Satellite floating above Earth

A SpaceX satellite tracking storms on Earth and how the atmosphere changes. 

WHAT A DRAG
The recent SpaceX loss has shown the challenge that we face with drag,” Mehta said. “We are trying to improve our models and our ability to forecast how a storm, even a small storm in this case of SpaceX, can change the state of the atmosphere and how it interacts with a satellite through drag, which can cause significant losses and direct damage.

“Higher density means more drag, which can be a problem for satellites. If you have ever put your hand out of a moving car window, you have experienced drag. The force of the wind pushing against your hand is similar to what a satellite endures while in orbit.”
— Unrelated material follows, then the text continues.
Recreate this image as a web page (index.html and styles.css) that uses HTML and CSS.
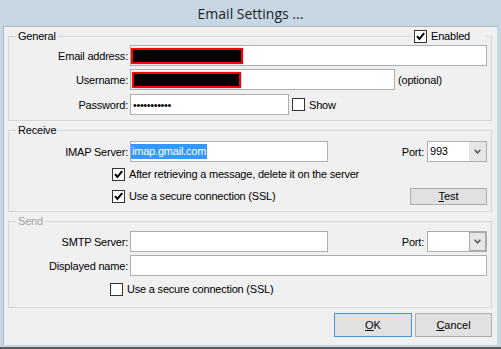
FILE: index.html
```html
<!DOCTYPE html>
<html lang="en">
<head>
    <meta charset="UTF-8">
    <title>Email Settings</title>
    <link rel="stylesheet" href="styles.css">
</head>
<body>
    <div class="window">
        <div class="titlebar">Email Settings ...</div>
        <div class="client">
            <fieldset class="group general">
                <legend>General</legend>
                <label class="check enabled">
                    <span class="box"><svg width="11" height="11" viewBox="0 0 11 11"><path d="M2 5.2 L4.4 8 L9.2 2.2" /></svg></span>Enabled
                </label>
                <div class="row">
                    <span class="label">Email address:</span>
                    <div class="field email"><span class="redact redact-email"></span></div>
                </div>
                <div class="row">
                    <span class="label">Username:</span>
                    <div class="field username"><span class="redact redact-user"></span></div>
                    <span class="hint">(optional)</span>
                </div>
                <div class="row row-pass">
                    <span class="label">Password:</span>
                    <div class="field password"><span class="dots">•••••••••••</span></div>
                    <label class="check show"><span class="box"></span>Show</label>
                </div>
            </fieldset>

            <fieldset class="group receive">
                <legend>Receive</legend>
                <div class="row">
                    <span class="label">IMAP Server:</span>
                    <div class="field server"><span class="selected">imap.gmail.com</span></div>
                    <div class="port">
                        <span>Port:</span>
                        <div class="combo">
                            <span class="combo-value">993</span>
                            <span class="combo-btn"><svg width="7" height="5" viewBox="0 0 7 5"><path d="M0.6 0.8 L3.5 3.8 L6.4 0.8" /></svg></span>
                        </div>
                    </div>
                </div>
                <div class="check-row first">
                    <label class="check"><span class="box"><svg width="11" height="11" viewBox="0 0 11 11"><path d="M2 5.2 L4.4 8 L9.2 2.2" /></svg></span>After retrieving a message, delete it on the server</label>
                </div>
                <div class="check-row second">
                    <label class="check"><span class="box"><svg width="11" height="11" viewBox="0 0 11 11"><path d="M2 5.2 L4.4 8 L9.2 2.2" /></svg></span>Use a secure connection (SSL)</label>
                    <button class="btn test"><u>T</u>est</button>
                </div>
            </fieldset>

            <fieldset class="group send">
                <legend>Send</legend>
                <div class="row">
                    <span class="label">SMTP Server:</span>
                    <div class="field server"></div>
                    <div class="port">
                        <span>Port:</span>
                        <div class="combo">
                            <span class="combo-value"></span>
                            <span class="combo-btn dark"><svg width="7" height="5" viewBox="0 0 7 5"><path d="M0.6 0.8 L3.5 3.8 L6.4 0.8" /></svg></span>
                        </div>
                    </div>
                </div>
                <div class="row">
                    <span class="label">Displayed name:</span>
                    <div class="field display-name"></div>
                </div>
                <div class="check-row send-ssl">
                    <label class="check"><span class="box"></span>Use a secure connection (SSL)</label>
                </div>
            </fieldset>

            <div class="actions">
                <button class="btn default"><u>O</u>K</button>
                <button class="btn"><u>C</u>ancel</button>
            </div>
        </div>
    </div>
</body>
</html>
```

FILE: styles.css
```css
body {
    margin: 0;
    font-family: "Liberation Sans", Arial, sans-serif;
    font-size: 11px;
    letter-spacing: -0.2px;
    color: #000;
}
.window {
    width: 501px;
    height: 349px;
    box-sizing: border-box;
    background: #c6d6e3;
    border-bottom: 2px solid #595959;
    display: flex;
    flex-direction: column;
}
.titlebar {
    height: 26px;
    display: flex;
    align-items: center;
    justify-content: center;
    font-family: "Open Sans", sans-serif;
    font-size: 14px;
    letter-spacing: 0;
    color: #1f1f1f;
}
.client {
    flex: 1;
    margin: 0 4px 2px 3px;
    background: #f0f0f0;
    border-top: 1px solid #a9b6c2;
    border-left: 1px solid #a9b6c2;
    padding: 3px 5px 0 4px;
}
.group {
    margin: 0;
    padding: 2px 4px 5px 0;
    border: 1px solid #d5d5d5;
    position: relative;
    min-width: 0;
}
.group + .group { margin-top: 3px; }
.group legend {
    margin-left: 7px;
    padding: 0 2px;
    line-height: 13px;
}
.receive { padding-top: 4px; padding-bottom: 6px; }
.send { padding-top: 3px; padding-bottom: 9px; }
.send legend { color: #a0a0a0; }

.row {
    display: flex;
    align-items: center;
    height: 21px;
}
.row + .row { margin-top: 3px; }
.row-pass { margin-top: 4px !important; }
.label {
    width: 119px;
    text-align: right;
    margin-right: 2px;
    flex-shrink: 0;
}
.field {
    height: 21px;
    box-sizing: border-box;
    border: 1px solid #abadb3;
    background: #fff;
    display: flex;
    align-items: center;
    padding-left: 0;
}
.email { width: 358px; }
.username { width: 265px; }
.password { width: 159px; }
.server { width: 198px; }
.display-name { width: 357px; }

.redact {
    display: block;
    height: 16px;
    box-sizing: border-box;
    background: #000;
    border: 2px solid #f00;
    box-shadow: 0 0 1px #ff5050;
}
.redact-email { width: 112px; }
.redact-user { width: 109px; margin-left: 1px; margin-top: 1px; }
.dots { padding-left: 2px; letter-spacing: -0.4px; }
.selected {
    background: #3399ff;
    color: #fff;
    line-height: 15px;
    padding: 0 1px;
}
.hint { margin-left: 3px; }

.check {
    display: flex;
    align-items: center;
}
.box {
    width: 13px;
    height: 13px;
    box-sizing: border-box;
    border: 1px solid #333;
    background: #fff;
    margin-right: 4px;
    display: flex;
}
.box svg path {
    fill: none;
    stroke: #000;
    stroke-width: 2;
}
.show { margin-left: 3px; }
.enabled {
    position: absolute;
    top: -14px;
    right: 6px;
    padding: 0 15px 0 3px;
    background: #f0f0f0;
    height: 14px;
}

.port {
    margin-left: auto;
    display: flex;
    align-items: center;
}
.combo {
    width: 60px;
    height: 21px;
    box-sizing: border-box;
    margin-left: 3px;
    border: 1px solid #abadb3;
    background: #fff;
    display: flex;
}
.combo-value {
    flex: 1;
    padding-left: 2px;
    line-height: 19px;
}
.combo-btn {
    width: 17px;
    background: #e6e6e6;
    display: flex;
    align-items: center;
    justify-content: center;
}
.combo-btn.dark { box-shadow: inset 0 0 0 1px #a8a8a8; }
.combo-btn svg path {
    fill: none;
    stroke: #555;
    stroke-width: 1.5;
}

.check-row {
    display: flex;
    align-items: center;
    height: 18px;
    padding-left: 103px;
}
.check-row.first { margin-top: 3px; }
.check-row.second { margin-top: 4px; }
.check-row.send-ssl { margin-top: 4px; padding-left: 101px; }

.btn {
    font-family: inherit;
    font-size: 11px;
    letter-spacing: 0;
    color: #000;
    background: #e1e1e1;
    border: 1px solid #adadad;
    padding: 0;
}
.btn.test {
    margin-left: auto;
    width: 77px;
    height: 17px;
}
.actions {
    display: flex;
    justify-content: flex-end;
    gap: 3px;
    margin-top: 5px;
}
.actions .btn {
    width: 78px;
    height: 24px;
}
.actions .btn + .btn { width: 77px; }
.btn.default { border-color: #3c97e6; }
```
Currently, there are about 2,000 active satellites in space. As more satellites are launched in the next 10 years, researchers will need to be able to predict drag more accurately to determine how much density, and subsequently, drag will change especially during active space weather conditions.

At this point, it’s impossible to accurately predict where a satellite is in space under changing weather conditions.

“Why that becomes important is that we need to be able to model the drag force well so that we can predict where the satellite is,” Mehta said. “As thousands of satellites are launched, space becomes crowded, and we have to think about how to keep these objects from colliding with each other.”

Man with glasses, smiling

West Virginia University engineer Piyush Mehta, pictured above. 

THE SUNNY SIDE
In a perfect world, satellite mega-constellations could hang out in low Earth orbit and let us enjoy the modern pleasures of the 21st century, like internet access in every remote corner of the Earth without interference. But the erratic and largely unpredictable nature of the sun, coupled with inadequate modeling and forecasting, spells disaster.

Mehta is optimistic, though, noting that Congress has recently passed a law that tasks federal agencies including NASA, the National Oceanic and Atmospheric Administration, National Science Foundation and Department of Defense, to address the threat of space weather.

“I am pleased to see that space weather is receiving the respect it deserves internationally,” Mehta said.

Funded by NASA, NSF and the DoD, Mehta leads and is part of several space weather research projects including studies to achieve probabilistic modeling and forecasting of drag via AI and machine-learning.